> **Request**
Below are entries to be transcribed exactly; exclude the pictures from the copy.

(Stored dataset items)
>> Begin

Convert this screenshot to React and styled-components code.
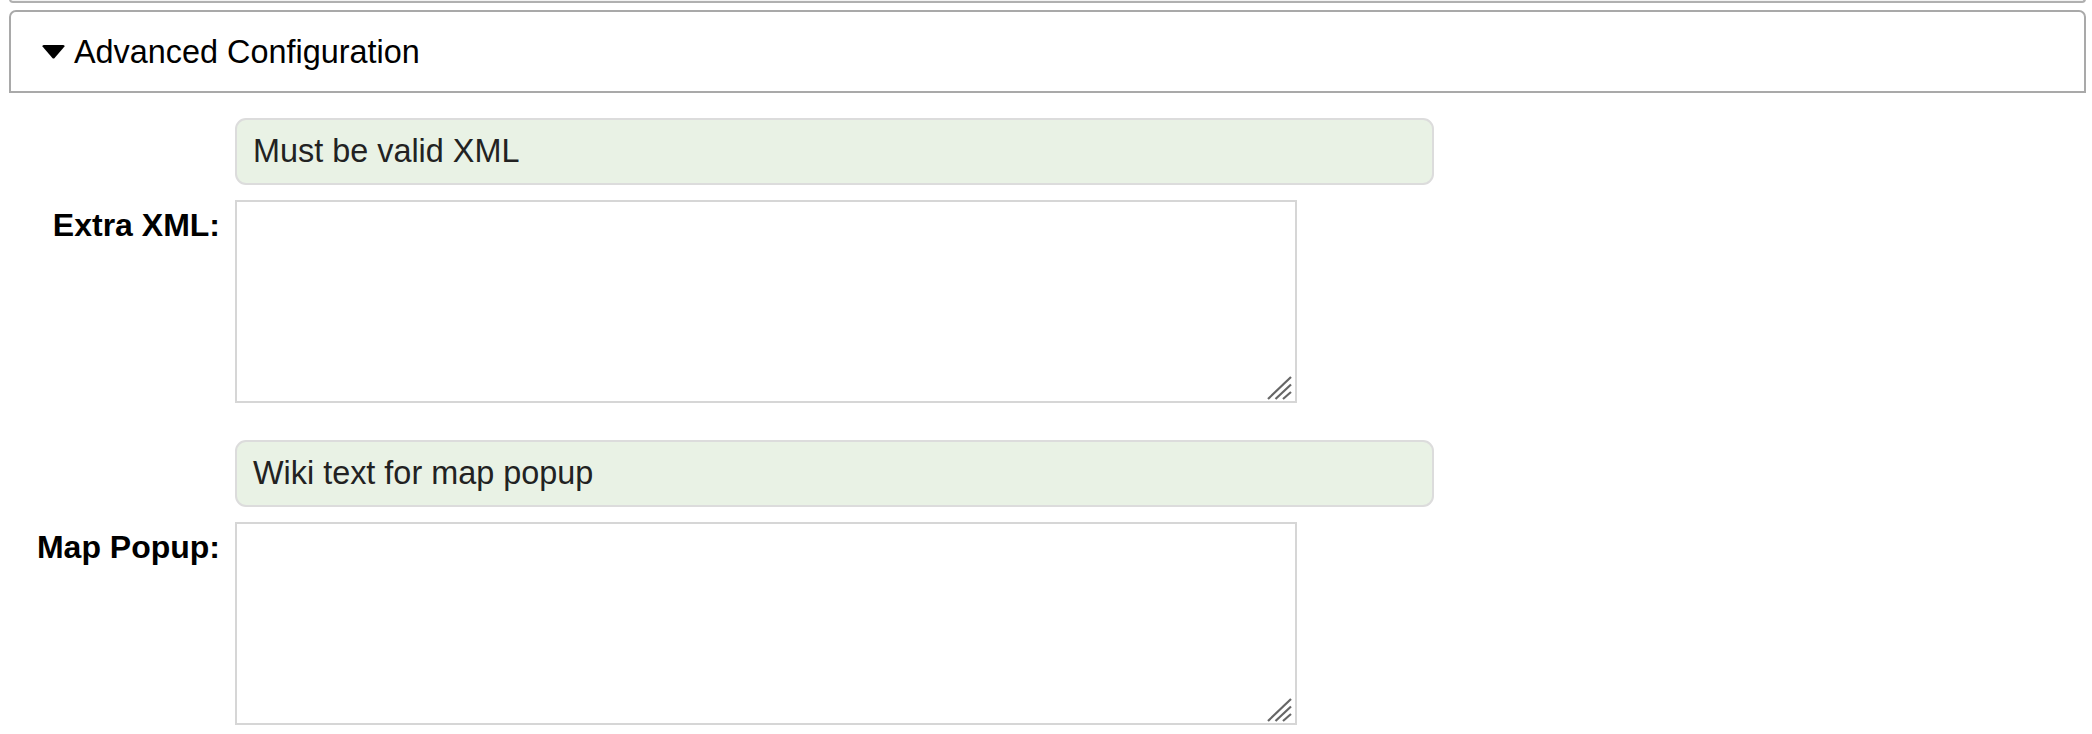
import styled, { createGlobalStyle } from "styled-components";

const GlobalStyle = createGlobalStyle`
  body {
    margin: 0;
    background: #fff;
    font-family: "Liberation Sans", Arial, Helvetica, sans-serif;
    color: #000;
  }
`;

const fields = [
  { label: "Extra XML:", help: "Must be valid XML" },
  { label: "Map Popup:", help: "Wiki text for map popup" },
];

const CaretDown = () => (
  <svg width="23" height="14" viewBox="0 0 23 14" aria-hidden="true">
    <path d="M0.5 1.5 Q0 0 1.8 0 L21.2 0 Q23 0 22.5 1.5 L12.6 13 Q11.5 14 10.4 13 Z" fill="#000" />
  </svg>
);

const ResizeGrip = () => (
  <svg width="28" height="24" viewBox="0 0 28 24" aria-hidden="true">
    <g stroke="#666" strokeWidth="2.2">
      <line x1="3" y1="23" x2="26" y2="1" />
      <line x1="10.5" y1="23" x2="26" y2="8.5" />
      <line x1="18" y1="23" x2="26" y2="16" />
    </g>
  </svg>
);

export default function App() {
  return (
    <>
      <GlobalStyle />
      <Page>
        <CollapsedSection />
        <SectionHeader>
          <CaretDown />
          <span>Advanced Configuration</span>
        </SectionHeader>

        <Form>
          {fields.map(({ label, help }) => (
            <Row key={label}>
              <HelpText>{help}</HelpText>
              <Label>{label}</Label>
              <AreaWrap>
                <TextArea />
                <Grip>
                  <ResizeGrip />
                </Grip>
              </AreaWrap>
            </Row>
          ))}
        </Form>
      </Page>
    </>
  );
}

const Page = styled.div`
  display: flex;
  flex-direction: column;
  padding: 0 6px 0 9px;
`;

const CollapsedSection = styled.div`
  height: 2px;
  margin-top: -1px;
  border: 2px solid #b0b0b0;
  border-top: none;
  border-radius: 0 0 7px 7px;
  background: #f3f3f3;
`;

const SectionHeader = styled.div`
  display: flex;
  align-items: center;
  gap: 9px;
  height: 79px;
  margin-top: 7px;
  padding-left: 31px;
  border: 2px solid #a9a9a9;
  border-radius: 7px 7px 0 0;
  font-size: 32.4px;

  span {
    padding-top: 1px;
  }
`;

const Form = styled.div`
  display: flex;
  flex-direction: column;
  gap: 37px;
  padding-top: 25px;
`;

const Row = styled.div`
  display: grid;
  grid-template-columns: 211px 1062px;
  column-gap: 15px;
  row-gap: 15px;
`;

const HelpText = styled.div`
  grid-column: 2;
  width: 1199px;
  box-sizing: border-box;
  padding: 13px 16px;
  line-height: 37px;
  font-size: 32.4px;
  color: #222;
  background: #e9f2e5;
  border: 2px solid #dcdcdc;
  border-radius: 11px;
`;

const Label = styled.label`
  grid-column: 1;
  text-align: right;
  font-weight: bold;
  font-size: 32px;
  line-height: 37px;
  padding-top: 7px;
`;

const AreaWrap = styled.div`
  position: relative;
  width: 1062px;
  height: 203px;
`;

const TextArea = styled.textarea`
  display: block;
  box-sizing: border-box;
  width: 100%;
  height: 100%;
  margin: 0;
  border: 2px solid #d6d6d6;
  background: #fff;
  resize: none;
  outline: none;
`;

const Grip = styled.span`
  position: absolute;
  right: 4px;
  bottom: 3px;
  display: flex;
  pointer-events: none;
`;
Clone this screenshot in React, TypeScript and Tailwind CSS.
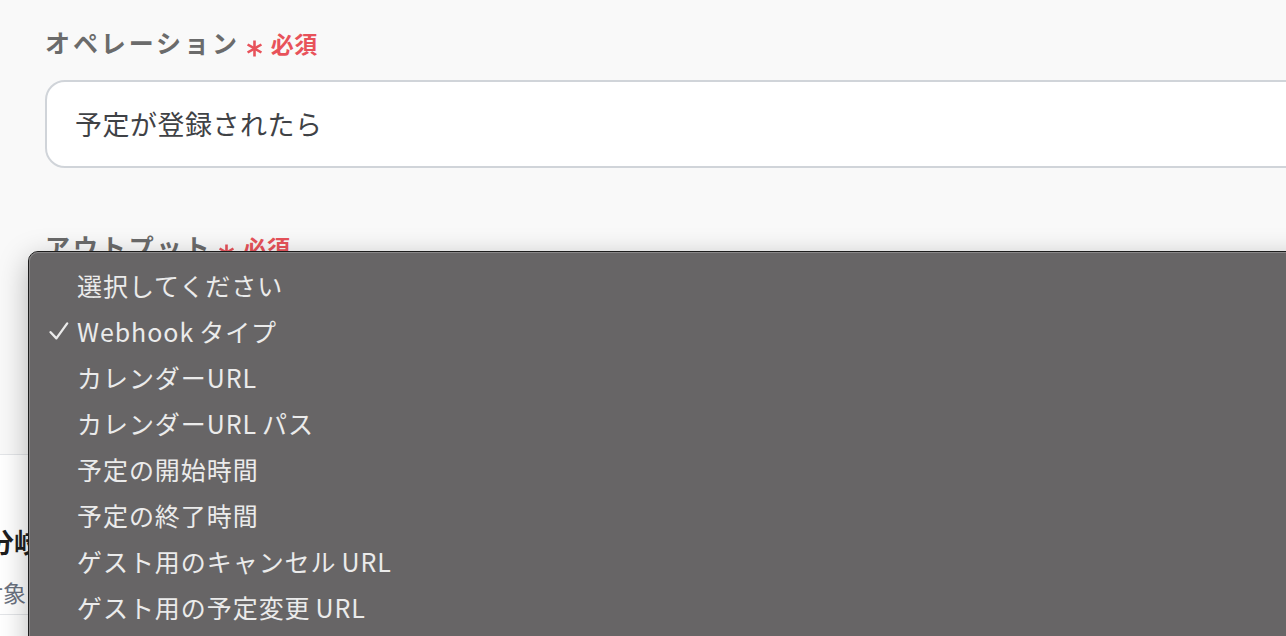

>> End

> **Result for this exercise**
Convert this screenshot to React and styled-components code.
import styled, { createGlobalStyle } from "styled-components";

const GlobalStyle = createGlobalStyle`
  body {
    margin: 0;
    background: #fff;
    font-family: "Liberation Sans", Arial, Helvetica, sans-serif;
    color: #000;
  }
`;

const fields = [
  { label: "Extra XML:", help: "Must be valid XML" },
  { label: "Map Popup:", help: "Wiki text for map popup" },
];

const CaretDown = () => (
  <svg width="23" height="14" viewBox="0 0 23 14" aria-hidden="true">
    <path d="M0.5 1.5 Q0 0 1.8 0 L21.2 0 Q23 0 22.5 1.5 L12.6 13 Q11.5 14 10.4 13 Z" fill="#000" />
  </svg>
);

const ResizeGrip = () => (
  <svg width="28" height="24" viewBox="0 0 28 24" aria-hidden="true">
    <g stroke="#666" strokeWidth="2.2">
      <line x1="3" y1="23" x2="26" y2="1" />
      <line x1="10.5" y1="23" x2="26" y2="8.5" />
      <line x1="18" y1="23" x2="26" y2="16" />
    </g>
  </svg>
);

export default function App() {
  return (
    <>
      <GlobalStyle />
      <Page>
        <CollapsedSection />
        <SectionHeader>
          <CaretDown />
          <span>Advanced Configuration</span>
        </SectionHeader>

        <Form>
          {fields.map(({ label, help }) => (
            <Row key={label}>
              <HelpText>{help}</HelpText>
              <Label>{label}</Label>
              <AreaWrap>
                <TextArea />
                <Grip>
                  <ResizeGrip />
                </Grip>
              </AreaWrap>
            </Row>
          ))}
        </Form>
      </Page>
    </>
  );
}

const Page = styled.div`
  display: flex;
  flex-direction: column;
  padding: 0 6px 0 9px;
`;

const CollapsedSection = styled.div`
  height: 2px;
  margin-top: -1px;
  border: 2px solid #b0b0b0;
  border-top: none;
  border-radius: 0 0 7px 7px;
  background: #f3f3f3;
`;

const SectionHeader = styled.div`
  display: flex;
  align-items: center;
  gap: 9px;
  height: 79px;
  margin-top: 7px;
  padding-left: 31px;
  border: 2px solid #a9a9a9;
  border-radius: 7px 7px 0 0;
  font-size: 32.4px;

  span {
    padding-top: 1px;
  }
`;

const Form = styled.div`
  display: flex;
  flex-direction: column;
  gap: 37px;
  padding-top: 25px;
`;

const Row = styled.div`
  display: grid;
  grid-template-columns: 211px 1062px;
  column-gap: 15px;
  row-gap: 15px;
`;

const HelpText = styled.div`
  grid-column: 2;
  width: 1199px;
  box-sizing: border-box;
  padding: 13px 16px;
  line-height: 37px;
  font-size: 32.4px;
  color: #222;
  background: #e9f2e5;
  border: 2px solid #dcdcdc;
  border-radius: 11px;
`;

const Label = styled.label`
  grid-column: 1;
  text-align: right;
  font-weight: bold;
  font-size: 32px;
  line-height: 37px;
  padding-top: 7px;
`;

const AreaWrap = styled.div`
  position: relative;
  width: 1062px;
  height: 203px;
`;

const TextArea = styled.textarea`
  display: block;
  box-sizing: border-box;
  width: 100%;
  height: 100%;
  margin: 0;
  border: 2px solid #d6d6d6;
  background: #fff;
  resize: none;
  outline: none;
`;

const Grip = styled.span`
  position: absolute;
  right: 4px;
  bottom: 3px;
  display: flex;
  pointer-events: none;
`;
Clone this screenshot in React, TypeScript and Tailwind CSS.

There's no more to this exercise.